If you are scaling a Kubernetes cluster, you’ll find that the choice becomes even more critical. For more on this, check out my guide on the best k8s hosting for small startups, where I discuss the trade-offs of managed vs. self-hosted nodes.
Here is a simple comparison table to help you visualize the trade-offs:
| Feature | VPS | Bare Metal |
|---|---|---|
| Performance | Shared / Virtualized | Dedicated / Raw |
| Scaling | Instant (Vertical/Horizontal) | Slower (Physical Hardware) |
| Cost | Low (Pay-as-you-go) | High (Monthly/Yearly) |
| Control | OS Level | Hardware & BIOS Level |
Common Mistakes I’ve Seen
1. Overpaying for Bare Metal Too Early
I see many developers rent a dedicated server for a project that gets 100 visitors a day. It’s like renting a semi-truck to deliver a single envelope. Start with a VPS and monitor your top or htop outputs. Only move to bare metal when you see consistent CPU steal or I/O wait times.

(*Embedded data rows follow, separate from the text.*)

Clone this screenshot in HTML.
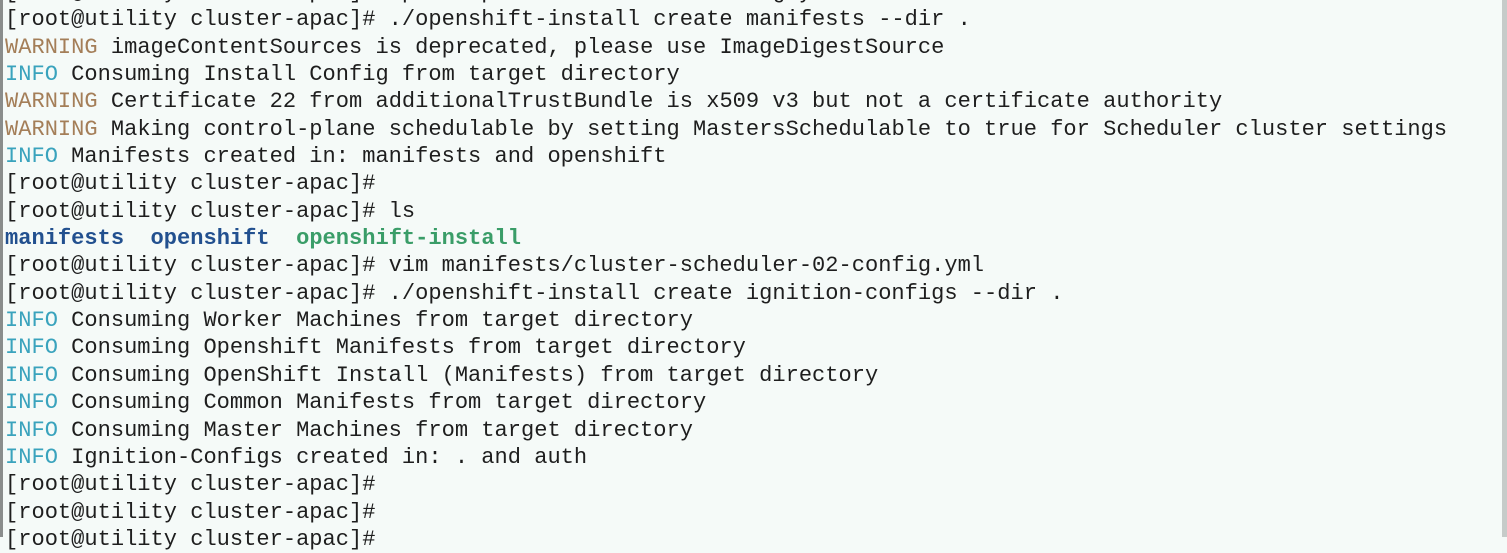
<!DOCTYPE html>
<html><head><meta charset="utf-8"><style>
html,body{margin:0;padding:0;width:1507px;height:537px;overflow:hidden;background:#f5faf8;}
.lb{position:absolute;left:0;top:0;width:3px;height:537px;background:#8a8d8c;}
.sb{position:absolute;right:0;top:0;width:5px;height:537px;background:#c6cbc9;}
pre{position:absolute;left:5px;top:-21px;margin:0;font-family:"Liberation Mono","DejaVu Sans Mono",monospace;font-size:22.05px;line-height:27.35px;color:#1e1e1e;}
.w{color:#a47e58}.i{color:#3aa3bd}.b{color:#22508f;font-weight:bold}.g{color:#3a9d68;font-weight:bold}
</style></head><body>
<div class="lb"></div><div class="sb"></div>
<pre>[root@utility cluster-apac]# cp ../openshift-install-config.yaml .
[root@utility cluster-apac]# ./openshift-install create manifests --dir .
<span class="w">WARNING</span> imageContentSources is deprecated, please use ImageDigestSource
<span class="i">INFO</span> Consuming Install Config from target directory
<span class="w">WARNING</span> Certificate 22 from additionalTrustBundle is x509 v3 but not a certificate authority
<span class="w">WARNING</span> Making control-plane schedulable by setting MastersSchedulable to true for Scheduler cluster settings
<span class="i">INFO</span> Manifests created in: manifests and openshift
[root@utility cluster-apac]#
[root@utility cluster-apac]# ls
<span class="b">manifests</span>  <span class="b">openshift</span>  <span class="g">openshift-install</span>
[root@utility cluster-apac]# vim manifests/cluster-scheduler-02-config.yml
[root@utility cluster-apac]# ./openshift-install create ignition-configs --dir .
<span class="i">INFO</span> Consuming Worker Machines from target directory
<span class="i">INFO</span> Consuming Openshift Manifests from target directory
<span class="i">INFO</span> Consuming OpenShift Install (Manifests) from target directory
<span class="i">INFO</span> Consuming Common Manifests from target directory
<span class="i">INFO</span> Consuming Master Machines from target directory
<span class="i">INFO</span> Ignition-Configs created in: . and auth
[root@utility cluster-apac]#
[root@utility cluster-apac]#
[root@utility cluster-apac]#</pre>
</body></html>
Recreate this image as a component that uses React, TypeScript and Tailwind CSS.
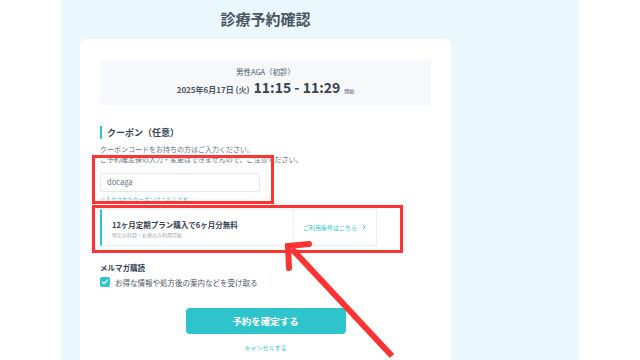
import { Check, ChevronRight } from 'lucide-react';

const font = { fontFamily: '"Noto Sans CJK JP", "Noto Sans", sans-serif' };

function InfoBox() {
  return (
    <div className="flex h-[45px] flex-col items-center justify-center bg-[#f6f8fb] text-[#4b5563]">
      <p className="text-[7.5px] leading-[10px]">男性AGA（初診）</p>
      <p className="mt-[2px] flex items-baseline gap-[4px] leading-[16px]">
        <span className="text-[8px] font-bold">2025年6月17日 (火)</span>
        <span className="text-[14px] font-bold text-[#374151]">11:15 - 11:29</span>
        <span className="text-[5px]">開始</span>
      </p>
    </div>
  );
}

function CouponSection() {
  return (
    <div className="mt-[21px]">
      <div className="flex items-center gap-[5px]">
        <span className="h-[13px] w-[2px] bg-[#2ec4cc]" />
        <h2 className="text-[9px] font-bold text-[#374151]">クーポン（任意）</h2>
      </div>
      <p className="mt-[4px] text-[7px] leading-[10px] text-[#6b7280]">クーポンコードをお持ちの方はご入力ください。</p>
      <p className="text-[7px] leading-[10px] text-[#6b7280]">ご予約確定後の入力・変更はできませんので、ご注意ください。</p>
      <div className="mt-[9px] flex h-[19px] w-[160px] items-center rounded-[2px] border border-[#e5e7eb] px-[6px] text-[7.5px] text-[#6b7280]">
        docaga
      </div>
      <p className="mt-[4px] text-[5.5px] leading-[8px] text-[#2ec4cc]">※入力されたクーポンはこちらです</p>
      <div className="mt-[5px] flex h-[37px] w-[277px] border border-l-2 border-[#eceff2] border-l-[#2ec4cc] bg-white">
        <div className="flex flex-1 flex-col justify-center pl-[10px] pt-[3px]">
          <p className="text-[7.5px] font-bold leading-[11px] text-[#374151]">12ヶ月定期プラン購入で6ヶ月分無料</p>
          <p className="mt-[1px] text-[5px] leading-[8px] text-[#9ca3af]">特定の科目・お薬のみ利用可能</p>
        </div>
        <div className="flex w-[83px] items-center whitespace-nowrap border-l border-dashed border-[#e5e7eb] pl-[9px] text-[6px] text-[#2ec4cc]">
          ご利用条件はこちら
          <ChevronRight size={8} strokeWidth={3} className="ml-[3px]" />
        </div>
      </div>
    </div>
  );
}

function Newsletter() {
  return (
    <div className="mt-[16px]">
      <p className="text-[7.5px] font-bold text-[#374151]">メルマガ購読</p>
      <label className="mt-[4px] flex items-center gap-[5px] text-[7.5px] text-[#4b5563]">
        <span className="flex h-[10px] w-[10px] items-center justify-center rounded-[2px] bg-[#2ec4cc]">
          <Check size={8} strokeWidth={3.5} className="text-white" />
        </span>
        お得な情報や処方後の案内などを受け取る
      </label>
    </div>
  );
}

function Annotations() {
  return (
    <svg className="pointer-events-none absolute left-0 top-0" width="640" height="360">
      <rect x="93.5" y="156.5" width="179" height="46" fill="none" stroke="#ff3333" strokeWidth="3" />
      <rect x="93.5" y="206.5" width="308" height="45" fill="none" stroke="#ff3333" strokeWidth="3" />
      <line x1="392" y1="356" x2="292" y2="249" stroke="#ff3333" strokeWidth="6" />
      <polyline points="289,268 288,246 309,244" fill="none" stroke="#ff3333" strokeWidth="6" strokeLinecap="round" />
    </svg>
  );
}

export default function App() {
  return (
    <div className="relative flex h-[360px] w-[640px] overflow-hidden bg-white" style={font}>
      <div className="w-[61px]" />
      <div className="w-[518px] bg-[#eaf7fd]">
        <div className="ml-[19px] w-[371px]">
          <h1 className="h-[39px] pt-[8px] text-center text-[15px] font-bold leading-[22px] text-[#4b5563]">診療予約確認</h1>
          <div className="h-[330px] rounded-t-[6px] bg-white px-[20px] pt-[21px]">
            <InfoBox />
            <CouponSection />
            <Newsletter />
            <div className="mt-[20px] flex flex-col items-center">
              <button className="h-[26px] w-[160px] rounded-[4px] bg-[#2ec4cc] text-[9.5px] font-bold text-white">
                予約を確定する
              </button>
              <p className="mt-[9px] text-[6px] text-[#2ec4cc]">キャンセルする</p>
            </div>
          </div>
        </div>
      </div>
      <Annotations />
    </div>
  );
}
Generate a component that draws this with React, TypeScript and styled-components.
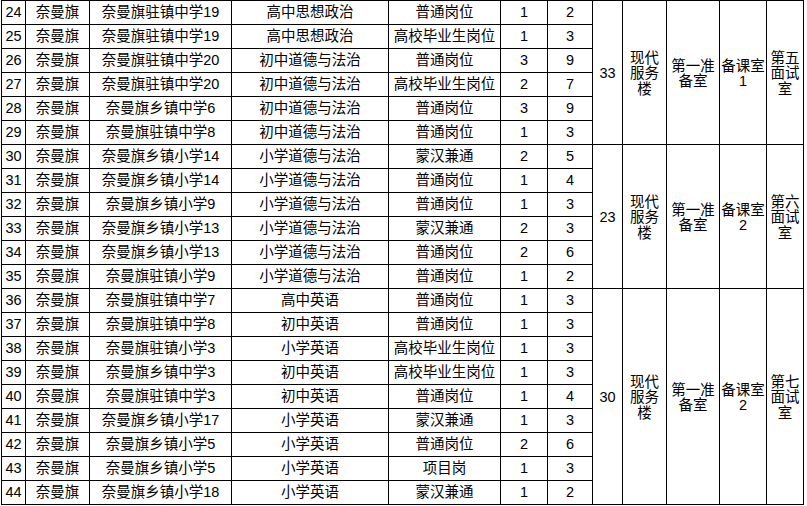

2. Ignoring Backups on Bare Metal
VPS providers often offer “one-click snapshots.” With bare metal, you are the admin. If a drive fails and you haven’t configured RAID or external backups, your data is gone. I’ve learned this the hard way—always automate your off-site backups.
3. Forgetting the “Noisy Neighbor” Factor
If you notice your VPS performance dips randomly at 3 AM, it’s likely another user on the same host is peaking. If your app is latency-sensitive (like a real-time trading bot), this is your signal to switch to bare metal. If you’re weighing your options between different cloud providers to avoid this, my DigitalOcean vs Linode 2026 comparison covers the stability of their hypervisors.
Learning Path & Tools
To truly master infrastructure, I suggest following this path:
- Learn Linux Basics: Get comfortable with the CLI, SSH, and permissions.
- Master Docker: Decouple your app from the OS.
- Explore Infrastructure as Code (IaC): Use Terraform to manage your VPS or Bare Metal instances.
- Monitor Everything: Use tools like Prometheus or Grafana to actually see when you’re outgrowing your VPS.
Ready to deploy? Whether you choose a VPS for agility or bare metal for power, the key is to build for portability. Don’t lock yourself into a provider’s proprietary tools.